• [Stored data]
** BEGIN **

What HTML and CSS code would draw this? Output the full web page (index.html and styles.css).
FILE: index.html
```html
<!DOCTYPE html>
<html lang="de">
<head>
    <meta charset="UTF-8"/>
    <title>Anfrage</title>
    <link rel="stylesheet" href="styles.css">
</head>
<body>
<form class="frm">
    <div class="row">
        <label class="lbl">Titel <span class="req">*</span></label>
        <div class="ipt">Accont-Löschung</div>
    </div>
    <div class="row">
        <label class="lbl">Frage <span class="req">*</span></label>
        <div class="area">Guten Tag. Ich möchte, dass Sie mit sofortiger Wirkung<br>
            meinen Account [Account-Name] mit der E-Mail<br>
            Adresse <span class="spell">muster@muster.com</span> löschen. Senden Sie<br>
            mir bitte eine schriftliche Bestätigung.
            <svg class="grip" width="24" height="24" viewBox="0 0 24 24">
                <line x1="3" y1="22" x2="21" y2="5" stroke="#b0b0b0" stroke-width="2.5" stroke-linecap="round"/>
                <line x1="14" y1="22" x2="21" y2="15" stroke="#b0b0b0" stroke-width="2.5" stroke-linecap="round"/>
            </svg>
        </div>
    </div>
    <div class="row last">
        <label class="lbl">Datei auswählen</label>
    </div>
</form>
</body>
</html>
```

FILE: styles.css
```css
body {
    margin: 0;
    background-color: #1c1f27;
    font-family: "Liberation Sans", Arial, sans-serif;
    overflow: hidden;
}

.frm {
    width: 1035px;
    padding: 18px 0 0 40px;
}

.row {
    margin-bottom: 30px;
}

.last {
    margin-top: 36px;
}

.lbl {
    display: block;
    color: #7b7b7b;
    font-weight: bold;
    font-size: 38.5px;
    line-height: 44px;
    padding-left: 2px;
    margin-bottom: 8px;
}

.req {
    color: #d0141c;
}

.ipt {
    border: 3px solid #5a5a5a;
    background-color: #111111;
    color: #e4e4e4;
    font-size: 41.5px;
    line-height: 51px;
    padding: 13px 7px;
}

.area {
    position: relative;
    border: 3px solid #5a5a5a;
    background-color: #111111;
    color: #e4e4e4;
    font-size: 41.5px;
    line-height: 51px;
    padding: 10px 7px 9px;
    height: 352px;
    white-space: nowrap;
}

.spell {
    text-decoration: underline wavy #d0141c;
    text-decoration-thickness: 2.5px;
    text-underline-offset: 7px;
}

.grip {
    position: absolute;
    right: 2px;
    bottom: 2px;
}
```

** END **
** BEGIN **

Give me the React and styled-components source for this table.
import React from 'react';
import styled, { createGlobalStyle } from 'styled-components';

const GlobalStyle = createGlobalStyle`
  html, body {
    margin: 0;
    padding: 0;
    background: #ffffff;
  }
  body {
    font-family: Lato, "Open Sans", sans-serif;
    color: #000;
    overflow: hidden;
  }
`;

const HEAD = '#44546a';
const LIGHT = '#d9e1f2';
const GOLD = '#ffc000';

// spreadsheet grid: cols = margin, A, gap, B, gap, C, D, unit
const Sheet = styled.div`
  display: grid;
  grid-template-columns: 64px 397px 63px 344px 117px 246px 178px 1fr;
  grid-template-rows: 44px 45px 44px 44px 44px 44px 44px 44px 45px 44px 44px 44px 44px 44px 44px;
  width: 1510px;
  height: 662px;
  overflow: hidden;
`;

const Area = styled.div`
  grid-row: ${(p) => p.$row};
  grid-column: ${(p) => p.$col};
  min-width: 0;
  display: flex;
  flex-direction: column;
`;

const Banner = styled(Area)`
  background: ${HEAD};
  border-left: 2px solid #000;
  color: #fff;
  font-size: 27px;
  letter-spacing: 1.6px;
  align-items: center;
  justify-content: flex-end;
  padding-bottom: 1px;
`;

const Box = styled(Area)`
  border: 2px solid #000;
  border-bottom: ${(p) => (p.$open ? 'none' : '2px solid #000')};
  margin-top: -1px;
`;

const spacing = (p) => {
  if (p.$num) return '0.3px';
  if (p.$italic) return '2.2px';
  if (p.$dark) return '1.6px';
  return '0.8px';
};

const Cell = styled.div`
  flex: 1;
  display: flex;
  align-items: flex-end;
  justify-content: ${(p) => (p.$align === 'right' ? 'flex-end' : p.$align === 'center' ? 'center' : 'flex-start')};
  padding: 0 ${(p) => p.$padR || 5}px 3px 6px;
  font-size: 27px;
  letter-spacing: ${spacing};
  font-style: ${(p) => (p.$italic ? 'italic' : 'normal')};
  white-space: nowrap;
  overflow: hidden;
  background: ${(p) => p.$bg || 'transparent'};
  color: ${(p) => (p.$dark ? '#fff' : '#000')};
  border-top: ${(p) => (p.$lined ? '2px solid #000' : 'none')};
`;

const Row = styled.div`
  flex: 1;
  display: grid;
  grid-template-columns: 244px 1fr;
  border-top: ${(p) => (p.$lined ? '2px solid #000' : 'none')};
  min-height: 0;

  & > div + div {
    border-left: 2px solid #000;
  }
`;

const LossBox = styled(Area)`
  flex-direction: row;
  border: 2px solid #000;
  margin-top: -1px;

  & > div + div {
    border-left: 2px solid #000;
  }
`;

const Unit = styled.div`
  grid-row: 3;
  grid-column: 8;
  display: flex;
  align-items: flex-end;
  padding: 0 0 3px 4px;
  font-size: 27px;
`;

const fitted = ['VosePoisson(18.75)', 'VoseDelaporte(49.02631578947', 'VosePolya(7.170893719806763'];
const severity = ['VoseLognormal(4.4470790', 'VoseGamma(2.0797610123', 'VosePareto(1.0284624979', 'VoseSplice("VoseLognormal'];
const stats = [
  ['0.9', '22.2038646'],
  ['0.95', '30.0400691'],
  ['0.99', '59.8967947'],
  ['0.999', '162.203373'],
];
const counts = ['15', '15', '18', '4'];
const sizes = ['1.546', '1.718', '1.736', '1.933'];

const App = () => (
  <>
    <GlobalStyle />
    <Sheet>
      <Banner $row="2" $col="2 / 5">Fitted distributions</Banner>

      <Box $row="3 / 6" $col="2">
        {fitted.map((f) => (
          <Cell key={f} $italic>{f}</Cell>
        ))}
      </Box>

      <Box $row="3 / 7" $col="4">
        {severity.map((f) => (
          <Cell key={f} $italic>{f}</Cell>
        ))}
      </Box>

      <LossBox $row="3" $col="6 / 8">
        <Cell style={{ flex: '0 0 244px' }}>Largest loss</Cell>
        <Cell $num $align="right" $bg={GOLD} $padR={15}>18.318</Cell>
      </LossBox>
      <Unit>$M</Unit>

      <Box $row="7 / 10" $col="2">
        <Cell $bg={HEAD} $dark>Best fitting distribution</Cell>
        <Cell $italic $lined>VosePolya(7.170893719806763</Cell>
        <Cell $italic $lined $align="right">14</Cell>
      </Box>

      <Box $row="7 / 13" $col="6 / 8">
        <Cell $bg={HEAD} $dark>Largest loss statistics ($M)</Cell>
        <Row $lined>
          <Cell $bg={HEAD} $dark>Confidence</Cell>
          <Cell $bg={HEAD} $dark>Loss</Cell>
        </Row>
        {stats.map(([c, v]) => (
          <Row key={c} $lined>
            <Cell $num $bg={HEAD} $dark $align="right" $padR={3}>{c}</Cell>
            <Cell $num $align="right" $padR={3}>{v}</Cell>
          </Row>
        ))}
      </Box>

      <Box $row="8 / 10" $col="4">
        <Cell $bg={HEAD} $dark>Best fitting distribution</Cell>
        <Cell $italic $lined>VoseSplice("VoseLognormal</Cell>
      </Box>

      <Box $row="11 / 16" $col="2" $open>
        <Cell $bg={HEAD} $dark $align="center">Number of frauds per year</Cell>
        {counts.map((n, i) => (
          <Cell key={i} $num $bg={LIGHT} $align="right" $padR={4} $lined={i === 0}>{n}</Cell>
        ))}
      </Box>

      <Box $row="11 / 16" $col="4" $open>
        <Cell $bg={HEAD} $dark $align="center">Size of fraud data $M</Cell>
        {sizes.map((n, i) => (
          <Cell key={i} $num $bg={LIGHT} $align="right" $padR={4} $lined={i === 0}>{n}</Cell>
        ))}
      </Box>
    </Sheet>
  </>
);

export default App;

** END **

• [Your instructions] From the material above, copy each line that includes the word "styled".

• [Result]
Give me the React and styled-components source for this table.
import styled, { createGlobalStyle } from 'styled-components';
const Sheet = styled.div`
const Area = styled.div`
const Banner = styled(Area)`
const Box = styled(Area)`
const Cell = styled.div`
const Row = styled.div`
const LossBox = styled(Area)`
const Unit = styled.div`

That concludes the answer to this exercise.